#### RECORDED DATA
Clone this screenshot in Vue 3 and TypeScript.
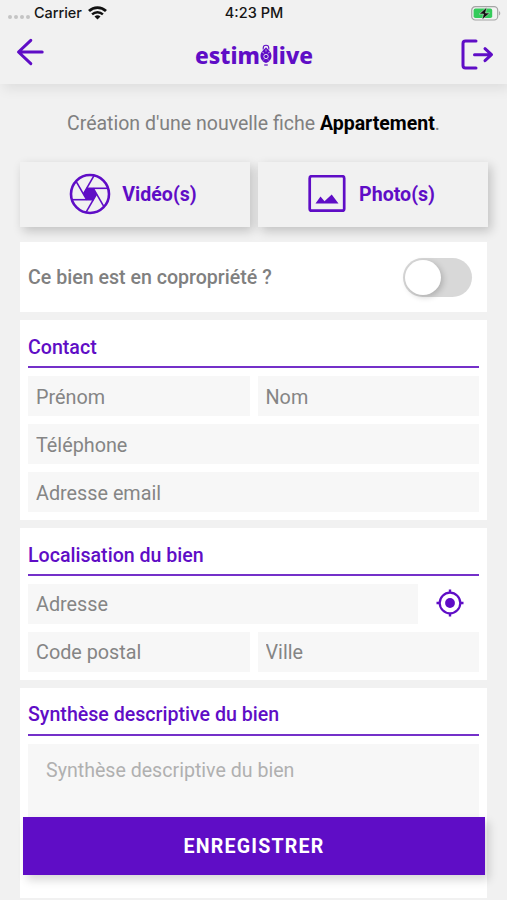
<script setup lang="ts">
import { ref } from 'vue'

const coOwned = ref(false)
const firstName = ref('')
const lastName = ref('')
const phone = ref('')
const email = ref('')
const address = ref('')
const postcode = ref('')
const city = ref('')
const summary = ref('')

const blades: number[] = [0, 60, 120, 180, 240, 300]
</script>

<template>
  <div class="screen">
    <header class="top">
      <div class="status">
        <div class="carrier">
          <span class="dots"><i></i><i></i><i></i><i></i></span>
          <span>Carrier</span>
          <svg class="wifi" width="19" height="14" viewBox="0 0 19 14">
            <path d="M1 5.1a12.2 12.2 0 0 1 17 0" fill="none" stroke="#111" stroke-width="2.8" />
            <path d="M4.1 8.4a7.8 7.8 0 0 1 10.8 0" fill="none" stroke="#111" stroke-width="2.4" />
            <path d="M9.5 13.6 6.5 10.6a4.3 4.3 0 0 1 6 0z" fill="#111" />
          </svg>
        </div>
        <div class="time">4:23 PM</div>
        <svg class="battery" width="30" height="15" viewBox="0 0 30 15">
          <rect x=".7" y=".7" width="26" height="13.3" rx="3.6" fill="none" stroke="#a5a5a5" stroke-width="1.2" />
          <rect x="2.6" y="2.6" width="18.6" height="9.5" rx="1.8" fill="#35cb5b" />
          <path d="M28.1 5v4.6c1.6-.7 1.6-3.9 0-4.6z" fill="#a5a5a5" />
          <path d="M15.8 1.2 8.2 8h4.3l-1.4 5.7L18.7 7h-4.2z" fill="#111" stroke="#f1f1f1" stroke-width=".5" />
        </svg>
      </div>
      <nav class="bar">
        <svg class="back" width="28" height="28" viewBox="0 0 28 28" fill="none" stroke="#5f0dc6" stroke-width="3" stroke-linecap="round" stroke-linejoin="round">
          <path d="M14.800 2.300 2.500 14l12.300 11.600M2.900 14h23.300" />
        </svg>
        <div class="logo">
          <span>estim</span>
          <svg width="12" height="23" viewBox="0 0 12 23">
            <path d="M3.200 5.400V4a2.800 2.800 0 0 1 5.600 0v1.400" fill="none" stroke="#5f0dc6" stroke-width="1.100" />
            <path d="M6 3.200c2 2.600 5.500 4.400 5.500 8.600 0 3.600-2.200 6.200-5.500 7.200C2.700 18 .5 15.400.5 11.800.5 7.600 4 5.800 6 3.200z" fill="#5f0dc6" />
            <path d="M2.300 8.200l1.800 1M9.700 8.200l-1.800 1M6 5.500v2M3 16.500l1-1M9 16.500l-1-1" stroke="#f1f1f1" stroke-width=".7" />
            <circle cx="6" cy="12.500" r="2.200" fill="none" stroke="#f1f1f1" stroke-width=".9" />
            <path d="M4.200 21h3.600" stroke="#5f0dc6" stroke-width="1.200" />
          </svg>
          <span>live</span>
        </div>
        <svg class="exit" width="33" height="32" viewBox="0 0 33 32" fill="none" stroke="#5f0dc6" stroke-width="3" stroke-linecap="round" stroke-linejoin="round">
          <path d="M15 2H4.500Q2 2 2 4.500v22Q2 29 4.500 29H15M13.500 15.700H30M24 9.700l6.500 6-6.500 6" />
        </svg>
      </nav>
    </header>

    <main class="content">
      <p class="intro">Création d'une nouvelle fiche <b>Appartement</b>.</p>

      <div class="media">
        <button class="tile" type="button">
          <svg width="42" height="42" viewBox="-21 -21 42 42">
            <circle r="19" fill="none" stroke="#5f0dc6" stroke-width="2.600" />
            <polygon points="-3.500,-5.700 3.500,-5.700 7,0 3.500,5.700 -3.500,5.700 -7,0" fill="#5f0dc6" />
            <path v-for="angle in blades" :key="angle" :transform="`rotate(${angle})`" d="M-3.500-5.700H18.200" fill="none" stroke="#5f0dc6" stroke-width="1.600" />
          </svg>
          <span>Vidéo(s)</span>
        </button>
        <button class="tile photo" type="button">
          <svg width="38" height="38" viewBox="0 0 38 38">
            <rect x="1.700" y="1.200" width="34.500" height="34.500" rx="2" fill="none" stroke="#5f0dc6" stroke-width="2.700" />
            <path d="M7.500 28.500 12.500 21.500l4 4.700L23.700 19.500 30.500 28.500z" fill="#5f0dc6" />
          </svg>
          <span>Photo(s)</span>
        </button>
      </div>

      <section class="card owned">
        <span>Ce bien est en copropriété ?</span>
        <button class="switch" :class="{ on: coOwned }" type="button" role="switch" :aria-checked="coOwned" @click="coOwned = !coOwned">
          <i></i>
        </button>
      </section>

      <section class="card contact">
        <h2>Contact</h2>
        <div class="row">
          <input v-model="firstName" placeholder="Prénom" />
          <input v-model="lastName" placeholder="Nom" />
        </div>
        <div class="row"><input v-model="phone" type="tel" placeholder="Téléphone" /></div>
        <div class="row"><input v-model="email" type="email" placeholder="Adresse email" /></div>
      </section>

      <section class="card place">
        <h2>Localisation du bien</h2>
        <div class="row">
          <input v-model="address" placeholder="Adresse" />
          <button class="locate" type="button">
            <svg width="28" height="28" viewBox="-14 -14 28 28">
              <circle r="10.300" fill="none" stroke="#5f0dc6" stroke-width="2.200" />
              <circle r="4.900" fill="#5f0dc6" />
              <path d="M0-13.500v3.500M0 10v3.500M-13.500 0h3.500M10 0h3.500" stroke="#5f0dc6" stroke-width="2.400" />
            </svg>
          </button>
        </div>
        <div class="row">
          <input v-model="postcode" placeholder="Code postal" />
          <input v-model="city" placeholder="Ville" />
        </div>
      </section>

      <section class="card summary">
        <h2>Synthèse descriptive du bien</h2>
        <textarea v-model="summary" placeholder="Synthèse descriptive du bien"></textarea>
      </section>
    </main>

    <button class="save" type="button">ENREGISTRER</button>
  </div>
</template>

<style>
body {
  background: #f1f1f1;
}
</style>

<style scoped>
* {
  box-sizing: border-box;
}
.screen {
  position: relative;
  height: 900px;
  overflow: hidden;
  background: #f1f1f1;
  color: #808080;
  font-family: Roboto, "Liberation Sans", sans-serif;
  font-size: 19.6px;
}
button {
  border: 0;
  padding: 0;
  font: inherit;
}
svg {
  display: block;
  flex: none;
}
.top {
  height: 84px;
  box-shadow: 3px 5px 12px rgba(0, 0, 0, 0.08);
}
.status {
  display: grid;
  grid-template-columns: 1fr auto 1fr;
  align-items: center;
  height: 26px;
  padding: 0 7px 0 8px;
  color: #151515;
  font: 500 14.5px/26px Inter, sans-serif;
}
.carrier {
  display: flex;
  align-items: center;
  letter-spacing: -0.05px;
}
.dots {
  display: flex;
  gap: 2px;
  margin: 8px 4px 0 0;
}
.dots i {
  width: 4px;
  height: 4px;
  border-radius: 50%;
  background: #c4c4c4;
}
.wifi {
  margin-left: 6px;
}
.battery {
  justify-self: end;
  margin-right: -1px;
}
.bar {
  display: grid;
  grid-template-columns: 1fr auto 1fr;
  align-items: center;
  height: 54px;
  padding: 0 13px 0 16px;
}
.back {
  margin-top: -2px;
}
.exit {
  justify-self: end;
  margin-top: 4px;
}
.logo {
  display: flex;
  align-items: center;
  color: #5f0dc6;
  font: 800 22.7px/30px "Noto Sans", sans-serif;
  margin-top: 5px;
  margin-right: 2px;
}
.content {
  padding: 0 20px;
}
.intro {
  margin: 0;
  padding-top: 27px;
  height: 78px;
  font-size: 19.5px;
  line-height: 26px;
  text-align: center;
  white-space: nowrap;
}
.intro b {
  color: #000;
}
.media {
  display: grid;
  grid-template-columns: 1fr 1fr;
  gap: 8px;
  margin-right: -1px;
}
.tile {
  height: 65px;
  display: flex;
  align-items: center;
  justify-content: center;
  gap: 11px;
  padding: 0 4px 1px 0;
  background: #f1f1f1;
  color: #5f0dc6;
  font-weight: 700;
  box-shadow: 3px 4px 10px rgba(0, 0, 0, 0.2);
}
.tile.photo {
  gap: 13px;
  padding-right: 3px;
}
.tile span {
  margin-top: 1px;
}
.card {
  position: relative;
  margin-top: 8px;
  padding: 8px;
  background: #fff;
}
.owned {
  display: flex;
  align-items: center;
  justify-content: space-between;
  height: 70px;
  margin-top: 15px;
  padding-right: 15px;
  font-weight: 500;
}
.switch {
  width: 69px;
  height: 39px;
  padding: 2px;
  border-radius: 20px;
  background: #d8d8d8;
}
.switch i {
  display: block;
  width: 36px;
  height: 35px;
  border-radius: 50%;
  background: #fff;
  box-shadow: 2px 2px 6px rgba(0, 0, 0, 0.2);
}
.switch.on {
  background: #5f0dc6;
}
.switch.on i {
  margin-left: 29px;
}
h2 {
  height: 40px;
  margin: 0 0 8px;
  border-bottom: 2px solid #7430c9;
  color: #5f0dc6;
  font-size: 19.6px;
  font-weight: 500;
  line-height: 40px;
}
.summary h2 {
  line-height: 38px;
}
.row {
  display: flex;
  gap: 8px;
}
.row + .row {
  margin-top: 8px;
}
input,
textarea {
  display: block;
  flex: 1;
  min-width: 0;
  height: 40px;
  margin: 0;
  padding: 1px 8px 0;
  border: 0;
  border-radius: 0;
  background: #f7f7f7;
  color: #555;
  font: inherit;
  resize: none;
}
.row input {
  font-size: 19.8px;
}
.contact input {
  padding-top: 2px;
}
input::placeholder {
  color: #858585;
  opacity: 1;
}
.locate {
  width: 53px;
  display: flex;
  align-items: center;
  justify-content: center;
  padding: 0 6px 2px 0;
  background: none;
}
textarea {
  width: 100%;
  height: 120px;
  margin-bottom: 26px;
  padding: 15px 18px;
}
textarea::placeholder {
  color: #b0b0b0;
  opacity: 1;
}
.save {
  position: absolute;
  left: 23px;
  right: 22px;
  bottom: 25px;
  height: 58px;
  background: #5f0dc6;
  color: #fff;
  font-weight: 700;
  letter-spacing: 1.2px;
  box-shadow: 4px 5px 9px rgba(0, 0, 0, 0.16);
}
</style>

#### GIVEN PROBLEM
Copy nothing but the lines from the top of the data down to the line containing "const summary = ref('')", and leave the pictures out.

#### SOLUTION FOR THIS PROBLEM
Clone this screenshot in Vue 3 and TypeScript.
<script setup lang="ts">
import { ref } from 'vue'

const coOwned = ref(false)
const firstName = ref('')
const lastName = ref('')
const phone = ref('')
const email = ref('')
const address = ref('')
const postcode = ref('')
const city = ref('')
const summary = ref('')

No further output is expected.